### Exercise directions
Copy each line of the data below exactly, leaving out pictures.

───── Stored data

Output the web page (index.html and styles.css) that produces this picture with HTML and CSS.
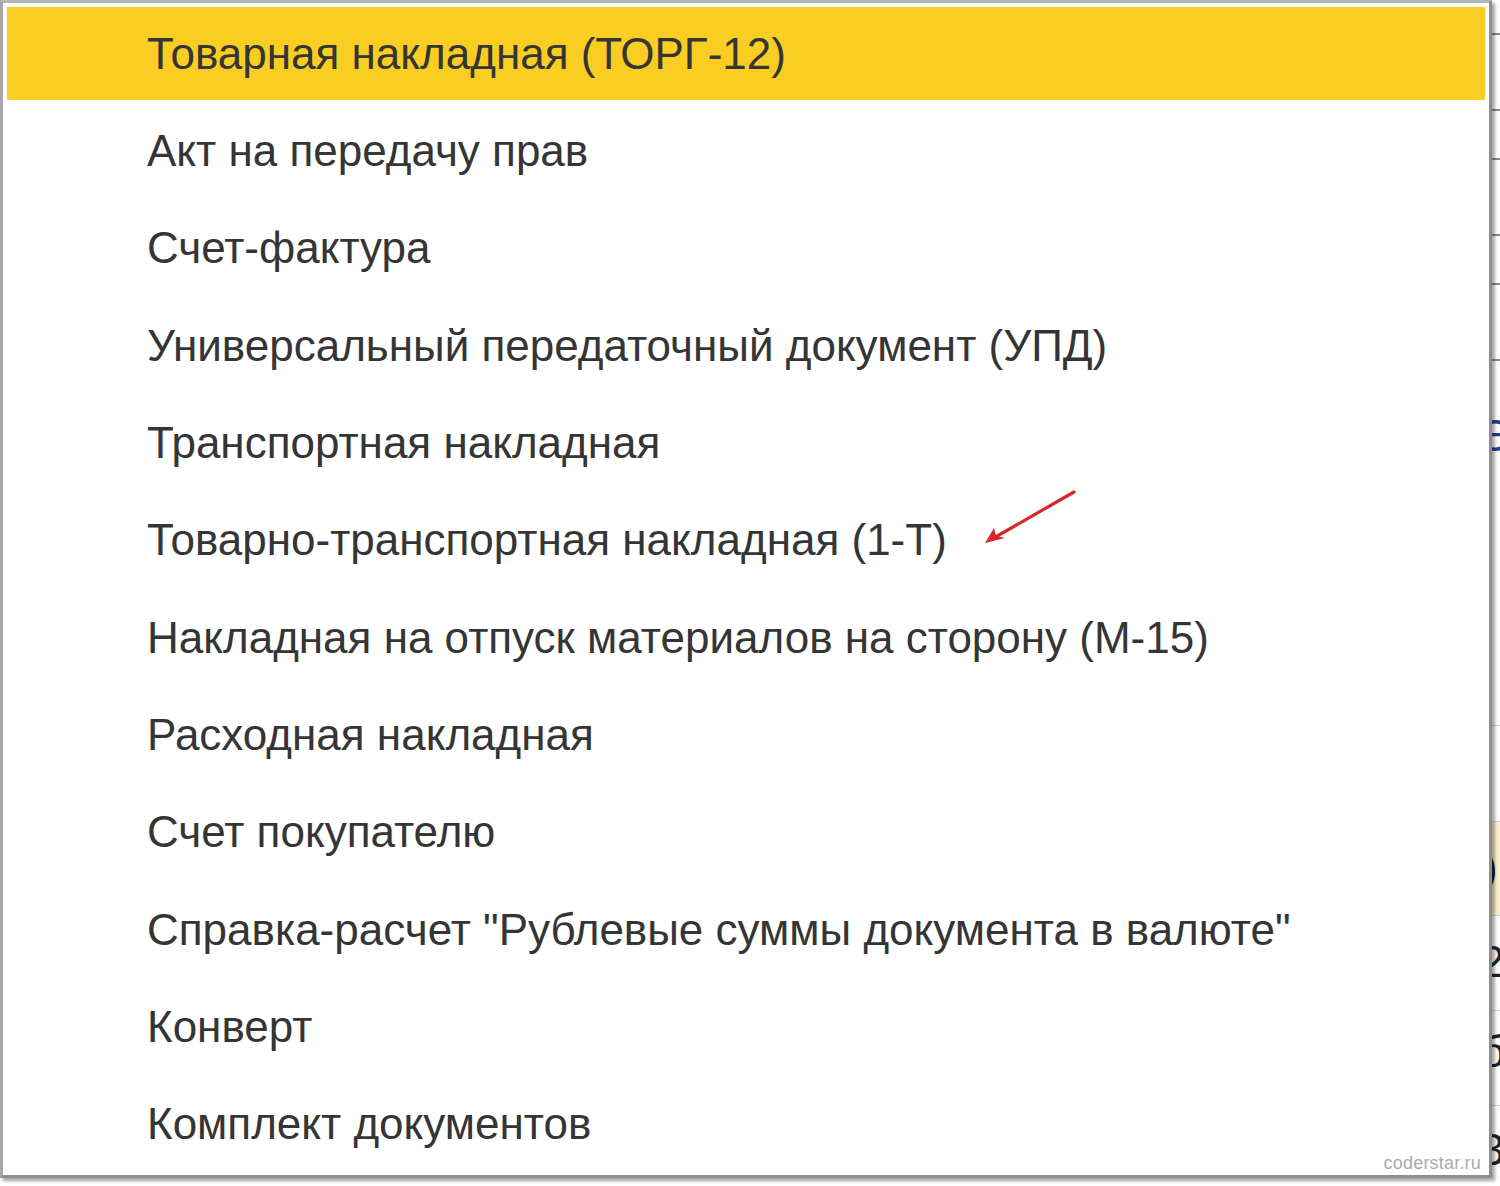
FILE: index.html
```html
<!DOCTYPE html>
<html lang="ru">
<head>
<meta charset="utf-8">
<title>Печать</title>
<link rel="stylesheet" href="styles.css">
</head>
<body>
<div class="page">
  <div class="backdrop">
    <div class="bg-row r1"></div>
    <div class="bg-row r2"></div>
    <div class="bg-row r3"></div>
    <div class="bg-row r4"></div>
    <div class="bg-row r5"></div>
    <div class="bg-row r6"></div>
    <div class="bg-glyph blue g1">Э</div>
    <div class="bg-row tan r7"></div>
    <div class="bg-row r8"></div>
    <div class="bg-cell sel"></div>
    <div class="bg-glyph g2">)</div>
    <div class="bg-row r9"></div>
    <div class="bg-glyph g3">2</div>
    <div class="bg-row r10"></div>
    <div class="bg-glyph g4">б</div>
    <div class="bg-row r11"></div>
    <div class="bg-glyph g5">3</div>
  </div>

  <div class="menu">
    <ul class="items">
      <li class="item active">Товарная накладная (ТОРГ-12)</li>
      <li class="item">Акт на передачу прав</li>
      <li class="item">Счет-фактура</li>
      <li class="item">Универсальный передаточный документ (УПД)</li>
      <li class="item">Транспортная накладная</li>
      <li class="item">Товарно-транспортная накладная (1-Т)</li>
      <li class="item">Накладная на отпуск материалов на сторону (М-15)</li>
      <li class="item">Расходная накладная</li>
      <li class="item">Счет покупателю</li>
      <li class="item">Справка-расчет "Рублевые суммы документа в валюте"</li>
      <li class="item">Конверт</li>
      <li class="item">Комплект документов</li>
    </ul>
    <div class="watermark">coderstar.ru</div>
  </div>

  <svg class="arrow" width="100" height="60" viewBox="0 0 100 60">
    <path d="M94 2 L12 49" stroke="#d9262b" stroke-width="3.2" fill="none" stroke-linecap="round"/>
    <path d="M5 53 L14 38 L16 46 L25 48 Z" fill="#d9262b"/>
  </svg>
</div>
</body>
</html>
```

FILE: styles.css
```css
html, body {
  margin: 0;
  padding: 0;
  background: #ffffff;
}

.page {
  position: relative;
  width: 1500px;
  height: 1186px;
  overflow: hidden;
  font-family: "Liberation Sans", Arial, sans-serif;
}

/* background content peeking on the right */
.backdrop {
  position: absolute;
  left: 1490px;
  top: 0;
  width: 10px;
  height: 1186px;
  overflow: hidden;
  background: #ffffff;
}

.bg-row {
  position: absolute;
  left: 0;
  width: 10px;
  height: 2px;
  background: #8a8a8a;
}
.bg-row.tan { background: #d8cfb8; height: 1px; }
.r1 { top: 33px; }
.r2 { top: 109px; }
.r3 { top: 158px; }
.r4 { top: 234px; }
.r5 { top: 283px; }
.r6 { top: 359px; }
.r7 { top: 725px; }
.r8 { top: 821px; height: 1px; background: #d6d6d6; }
.r9 { top: 915px; height: 1px; background: #d6d6d6; }
.r10 { top: 1010px; height: 1px; background: #d6d6d6; }
.r11 { top: 1105px; height: 1px; background: #d6d6d6; }

.bg-cell.sel {
  position: absolute;
  left: 0;
  top: 822px;
  width: 10px;
  height: 93px;
  background: #fbf1cf;
}

.bg-glyph {
  position: absolute;
  left: -10px;
  font-size: 44px;
  line-height: 44px;
  color: #222;
}
.bg-glyph.blue { color: #1f3f97; }
.g1 { top: 414px; }
.g2 { top: 846px; left: -7px; }
.g3 { top: 940px; }
.g4 { top: 1030px; }
.g5 { top: 1128px; }

/* the dropdown */
.menu {
  position: absolute;
  left: 0;
  top: 0;
  width: 1478px;
  height: 1168px;
  padding: 4px 4px 0 4px;
  background: #ffffff;
  border-top: 3px solid #b4b4b4;
  border-left: 3px solid #a6a6a6;
  border-right: 3px solid #8e8e8e;
  border-bottom: 3px solid #8e8e8e;
  box-shadow: 3px 3px 3px rgba(0, 0, 0, 0.35);
}

.items {
  list-style: none;
  margin: 0;
  padding: 0;
  display: grid;
  grid-template-rows: repeat(12, 97.33px);
}

.item {
  display: flex;
  align-items: center;
  padding: 0 0 4px 140px;
  font-size: 44px;
  color: #353535;
  white-space: nowrap;
}

.item.active {
  background: #f9cd22;
  background-clip: content-box;
  padding-left: 0;
  text-indent: 140px;
}

.watermark {
  position: absolute;
  right: 8px;
  bottom: 1px;
  font-size: 18px;
  color: #ababab;
  letter-spacing: 0.2px;
}

.arrow {
  position: absolute;
  left: 980px;
  top: 490px;
}
```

──────────

### Answer to this exercise
Output the web page (index.html and styles.css) that produces this picture with HTML and CSS.
FILE: index.html
```html
<!DOCTYPE html>
<html lang="ru">
<head>
<meta charset="utf-8">
<title>Печать</title>
<link rel="stylesheet" href="styles.css">
</head>
<body>
<div class="page">
  <div class="backdrop">
    <div class="bg-row r1"></div>
    <div class="bg-row r2"></div>
    <div class="bg-row r3"></div>
    <div class="bg-row r4"></div>
    <div class="bg-row r5"></div>
    <div class="bg-row r6"></div>
    <div class="bg-glyph blue g1">Э</div>
    <div class="bg-row tan r7"></div>
    <div class="bg-row r8"></div>
    <div class="bg-cell sel"></div>
    <div class="bg-glyph g2">)</div>
    <div class="bg-row r9"></div>
    <div class="bg-glyph g3">2</div>
    <div class="bg-row r10"></div>
    <div class="bg-glyph g4">б</div>
    <div class="bg-row r11"></div>
    <div class="bg-glyph g5">3</div>
  </div>

  <div class="menu">
    <ul class="items">
      <li class="item active">Товарная накладная (ТОРГ-12)</li>
      <li class="item">Акт на передачу прав</li>
      <li class="item">Счет-фактура</li>
      <li class="item">Универсальный передаточный документ (УПД)</li>
      <li class="item">Транспортная накладная</li>
      <li class="item">Товарно-транспортная накладная (1-Т)</li>
      <li class="item">Накладная на отпуск материалов на сторону (М-15)</li>
      <li class="item">Расходная накладная</li>
      <li class="item">Счет покупателю</li>
      <li class="item">Справка-расчет "Рублевые суммы документа в валюте"</li>
      <li class="item">Конверт</li>
      <li class="item">Комплект документов</li>
    </ul>
    <div class="watermark">coderstar.ru</div>
  </div>

  <svg class="arrow" width="100" height="60" viewBox="0 0 100 60">
    <path d="M94 2 L12 49" stroke="#d9262b" stroke-width="3.2" fill="none" stroke-linecap="round"/>
    <path d="M5 53 L14 38 L16 46 L25 48 Z" fill="#d9262b"/>
  </svg>
</div>
</body>
</html>
```

FILE: styles.css
```css
html, body {
  margin: 0;
  padding: 0;
  background: #ffffff;
}

.page {
  position: relative;
  width: 1500px;
  height: 1186px;
  overflow: hidden;
  font-family: "Liberation Sans", Arial, sans-serif;
}

/* background content peeking on the right */
.backdrop {
  position: absolute;
  left: 1490px;
  top: 0;
  width: 10px;
  height: 1186px;
  overflow: hidden;
  background: #ffffff;
}

.bg-row {
  position: absolute;
  left: 0;
  width: 10px;
  height: 2px;
  background: #8a8a8a;
}
.bg-row.tan { background: #d8cfb8; height: 1px; }
.r1 { top: 33px; }
.r2 { top: 109px; }
.r3 { top: 158px; }
.r4 { top: 234px; }
.r5 { top: 283px; }
.r6 { top: 359px; }
.r7 { top: 725px; }
.r8 { top: 821px; height: 1px; background: #d6d6d6; }
.r9 { top: 915px; height: 1px; background: #d6d6d6; }
.r10 { top: 1010px; height: 1px; background: #d6d6d6; }
.r11 { top: 1105px; height: 1px; background: #d6d6d6; }

.bg-cell.sel {
  position: absolute;
  left: 0;
  top: 822px;
  width: 10px;
  height: 93px;
  background: #fbf1cf;
}

.bg-glyph {
  position: absolute;
  left: -10px;
  font-size: 44px;
  line-height: 44px;
  color: #222;
}
.bg-glyph.blue { color: #1f3f97; }
.g1 { top: 414px; }
.g2 { top: 846px; left: -7px; }
.g3 { top: 940px; }
.g4 { top: 1030px; }
.g5 { top: 1128px; }

/* the dropdown */
.menu {
  position: absolute;
  left: 0;
  top: 0;
  width: 1478px;
  height: 1168px;
  padding: 4px 4px 0 4px;
  background: #ffffff;
  border-top: 3px solid #b4b4b4;
  border-left: 3px solid #a6a6a6;
  border-right: 3px solid #8e8e8e;
  border-bottom: 3px solid #8e8e8e;
  box-shadow: 3px 3px 3px rgba(0, 0, 0, 0.35);
}

.items {
  list-style: none;
  margin: 0;
  padding: 0;
  display: grid;
  grid-template-rows: repeat(12, 97.33px);
}

.item {
  display: flex;
  align-items: center;
  padding: 0 0 4px 140px;
  font-size: 44px;
  color: #353535;
  white-space: nowrap;
}

.item.active {
  background: #f9cd22;
  background-clip: content-box;
  padding-left: 0;
  text-indent: 140px;
}

.watermark {
  position: absolute;
  right: 8px;
  bottom: 1px;
  font-size: 18px;
  color: #ababab;
  letter-spacing: 0.2px;
}

.arrow {
  position: absolute;
  left: 980px;
  top: 490px;
}
```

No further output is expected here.